In the face of overwhelming evidence demanding change, the ‘Reid’ Senate bent over forward for the Reeps. You want meaningful change you’ll need different leadership.
Ben Nelson could be the poster child for dysfunctional government. He and some of his “centrist” buddies turned a Democratic majority into an effectively dysfunctional Congress. Sure. All we need is more effing centrists like Nelson.
As AG points out, Obama is the real centrist as far as ideological sentiment is concerned. Problem with that is that the public in general is not going to be voting on the basis of ideology in 2012. With the current crop of candidates, left and right don’t mean a whole lot except for posturing.

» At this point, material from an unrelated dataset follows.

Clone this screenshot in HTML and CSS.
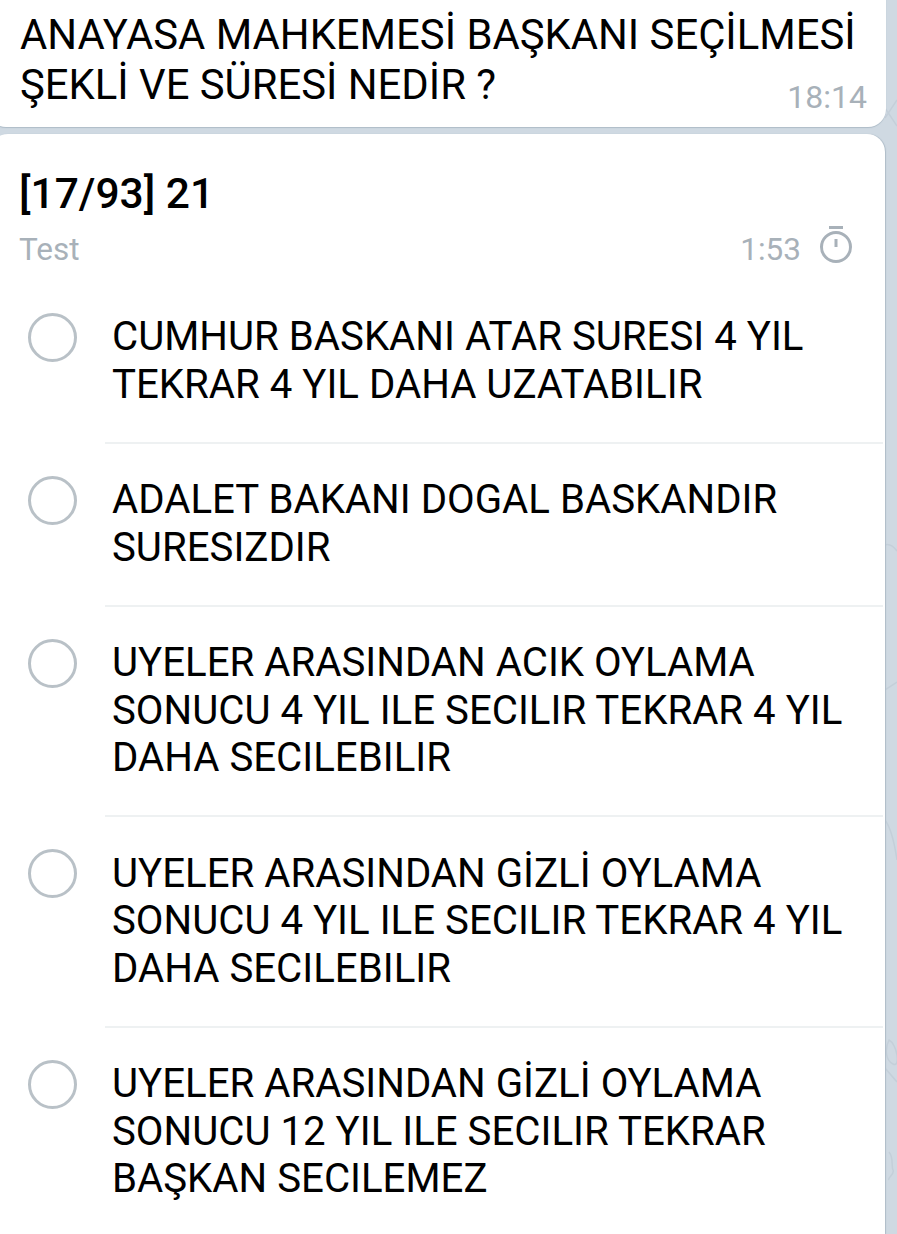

Quite frankly, I’m ready for an end to the fifty-seven-year-old infatuation with ideological alignment of the parties. It has not created a parliament, which was its intention. It has created gridlock, which became a GOP intention.
Right, we don’t need more Ben Nelsons. But it would be nice to have a few independent-minded, moderate Republicans. Of course, nobody’s even suggesting that, because it’s impossible.
BooMan, I don’t think this part is right at all:
One party has been purifying itself ever since. The Republicans. Democrats have been doing the opposite.
It was a “relatively successful system” only because there was an implicit gentleman’s agreement in place whereby the point of politics was to have Republicans advocate Republican solutions to the issues of the day, Democrats advocate Democratic solutions, and haggle them out somewhere in the middle. The problem was that when Bill Clinton used “triangulation” to claim Republican ideas as his own, he benefited, at Republicans’ expense. This time Mitch McConnell decided he wasn’t going to let that happen; he wasn’t going to let Republicans help shape policy at all. They would just block everything across the board. He calculated that he could get away with it because the media wouldn’t explain it or shame him. And it worked spectacularly.